The plaintiffs in Monks offered evidence that they had situated their house overlooking a pond “to take maximum advantage of the rural beauty, not only of the pond, but of the surrounding rolling topography.” Monks, supra at 687. The proposed cellular tower would be “clearly visible from almost every window” of their home, and would “significantly impact the visual character and quality” of their neighborhood. Id. When constructed, the tower would defeat the plaintiffs’ expectation of being “insulated from any commercial activity” in the rural residential zone. Id.
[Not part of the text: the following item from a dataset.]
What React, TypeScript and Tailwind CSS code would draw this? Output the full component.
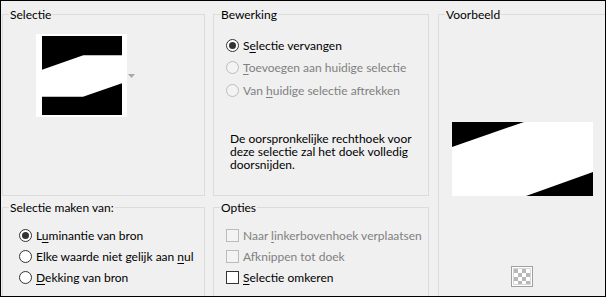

One plaintiff testified at his deposition that “all the homes in the general area use well water .... [A]ny increase in the storage of gasoline could potentially contaminate ... the water supply.” A second testified: “[Tjhere could be spillage occurring during the removal or the installation of the new tanks.” When asked whether he knew that there was a “state-regulated procedure for the removal and replacement of underground fuel storage tanks,” he replied, “I would assume there would be.” The witness acknowledged that *546he had “no reason to believe that the procedure would not be followed,” but stated that “accidents happen.” When later asked whether he had any reason to believe that there would be a breach of the new storage tanks, the plaintiff replied, “I have no reason to believe, but I have no reason to think that it couldn’t happen, either.” The third plaintiff testified: “The replacement of the tanks, if done correctly, should not impact me.”
The plaintiffs’ other claims — that the new additions to the gasoline station would cast more artificial light onto their properties at night; that they would lose privacy; and that there would be increased vehicle traffic and noise in the area — were not a subject of the application for further appellate review. We have nevertheless considered them. See Commonwealth v. Lombard, 419 Mass. 585, 593 (1995) (“Unless otherwise specified by order of this court, when an application for further appellate review is allowed, all issues presented to the Appeals Court and argued adequately in the briefs filed with this court ... are before this court” [citation omitted]). We agree with the reasoning of the judge in the Superior Court and with the Appeals Court that, here too, the plaintiffs failed to put forth credible evidence on these claims.
A.L. Prime challenges the adequacy of the plaintiffs’ brief. Our consideration of the plaintiffs’ arguments was impeded by the failure in their brief to make appropriate references in the statement of facts to pages of the record, see Mass. R. A. P. 16 (e), as amended, 378 Mass. 940 (1979), and to support all contentions with “citations to the authorities, statutes and parts of the record relied on,” Mass. R. A. P. 16 (a) (4), as amended, 367 Mass. 921 (1975).